**Goal:** All of the data should be output character for character, except the pictures.

**Supplied data:**
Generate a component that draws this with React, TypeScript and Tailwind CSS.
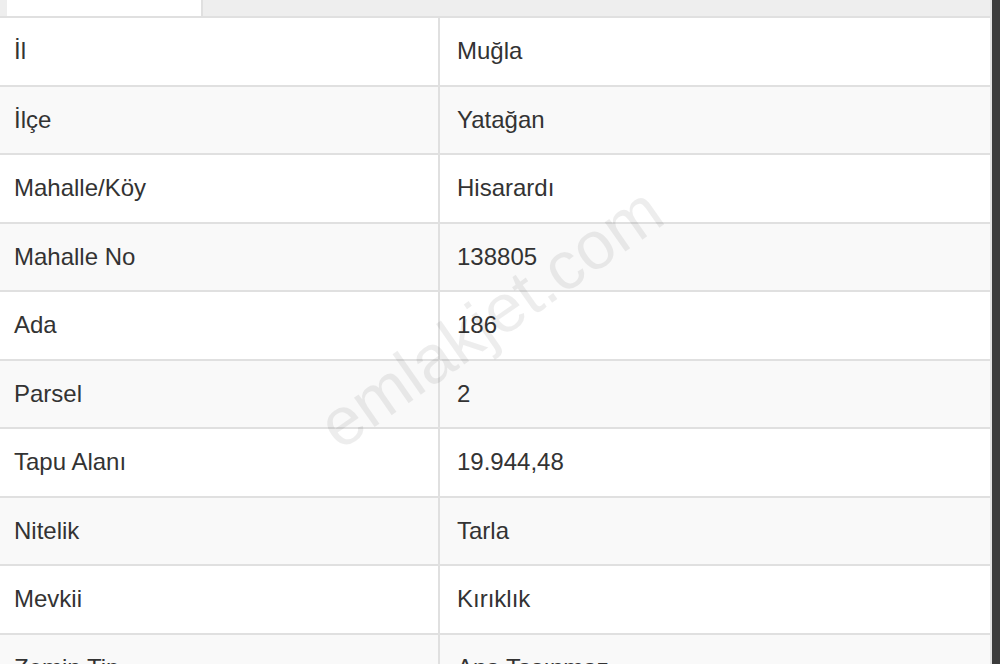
const rows: [string, string][] = [
  ["İl", "Muğla"],
  ["İlçe", "Yatağan"],
  ["Mahalle/Köy", "Hisarardı"],
  ["Mahalle No", "138805"],
  ["Ada", "186"],
  ["Parsel", "2"],
  ["Tapu Alanı", "19.944,48"],
  ["Nitelik", "Tarla"],
  ["Mevkii", "Kırıklık"],
  ["Zemin Tip", "Ana Taşınmaz"],
]

const App = () => {
  return (
    <div className="w-[1000px] h-[664px] overflow-hidden flex bg-white font-['Liberation_Sans',Arial,sans-serif] text-[#333]">
      <div className="relative flex-1 flex flex-col border-r-2 border-[#e2e2e2]">
        <div className="h-[16px] shrink-0 bg-[#eeeeee] flex">
          <div className="ml-[7px] w-[196px] bg-white border-r-2 border-[#e0e0e0]" />
        </div>
        <div className="h-[2px] shrink-0 bg-[#e0e0e0]" />
        {rows.map(([label, value], index) => (
          <div
            key={index}
            className={`h-[68.5px] shrink-0 flex border-b-2 border-[#e0e0e0] text-[24px] ${index % 2 === 1 ? "bg-[#f9f9f9]" : "bg-white"}`}
          >
            <div className="w-[440px] shrink-0 flex items-center pl-[14px] border-r-2 border-[#e0e0e0]">
              {label}
            </div>
            <div className="flex-1 flex items-center pl-[17px]">
              {value}
            </div>
          </div>
        ))}
        <div className="absolute left-[490px] top-[317px] -translate-x-1/2 -translate-y-1/2 -rotate-[35deg] text-[68px] text-black/[0.07] whitespace-nowrap pointer-events-none select-none">
          emlakjet.com
        </div>
      </div>
      <div className="w-[8px] shrink-0 bg-[#3b3b3b]" />
    </div>
  )
}

export default App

**Exercise solution:**
Generate a component that draws this with React, TypeScript and Tailwind CSS.
const rows: [string, string][] = [
  ["İl", "Muğla"],
  ["İlçe", "Yatağan"],
  ["Mahalle/Köy", "Hisarardı"],
  ["Mahalle No", "138805"],
  ["Ada", "186"],
  ["Parsel", "2"],
  ["Tapu Alanı", "19.944,48"],
  ["Nitelik", "Tarla"],
  ["Mevkii", "Kırıklık"],
  ["Zemin Tip", "Ana Taşınmaz"],
]

const App = () => {
  return (
    <div className="w-[1000px] h-[664px] overflow-hidden flex bg-white font-['Liberation_Sans',Arial,sans-serif] text-[#333]">
      <div className="relative flex-1 flex flex-col border-r-2 border-[#e2e2e2]">
        <div className="h-[16px] shrink-0 bg-[#eeeeee] flex">
          <div className="ml-[7px] w-[196px] bg-white border-r-2 border-[#e0e0e0]" />
        </div>
        <div className="h-[2px] shrink-0 bg-[#e0e0e0]" />
        {rows.map(([label, value], index) => (
          <div
            key={index}
            className={`h-[68.5px] shrink-0 flex border-b-2 border-[#e0e0e0] text-[24px] ${index % 2 === 1 ? "bg-[#f9f9f9]" : "bg-white"}`}
          >
            <div className="w-[440px] shrink-0 flex items-center pl-[14px] border-r-2 border-[#e0e0e0]">
              {label}
            </div>
            <div className="flex-1 flex items-center pl-[17px]">
              {value}
            </div>
          </div>
        ))}
        <div className="absolute left-[490px] top-[317px] -translate-x-1/2 -translate-y-1/2 -rotate-[35deg] text-[68px] text-black/[0.07] whitespace-nowrap pointer-events-none select-none">
          emlakjet.com
        </div>
      </div>
      <div className="w-[8px] shrink-0 bg-[#3b3b3b]" />
    </div>
  )
}

export default App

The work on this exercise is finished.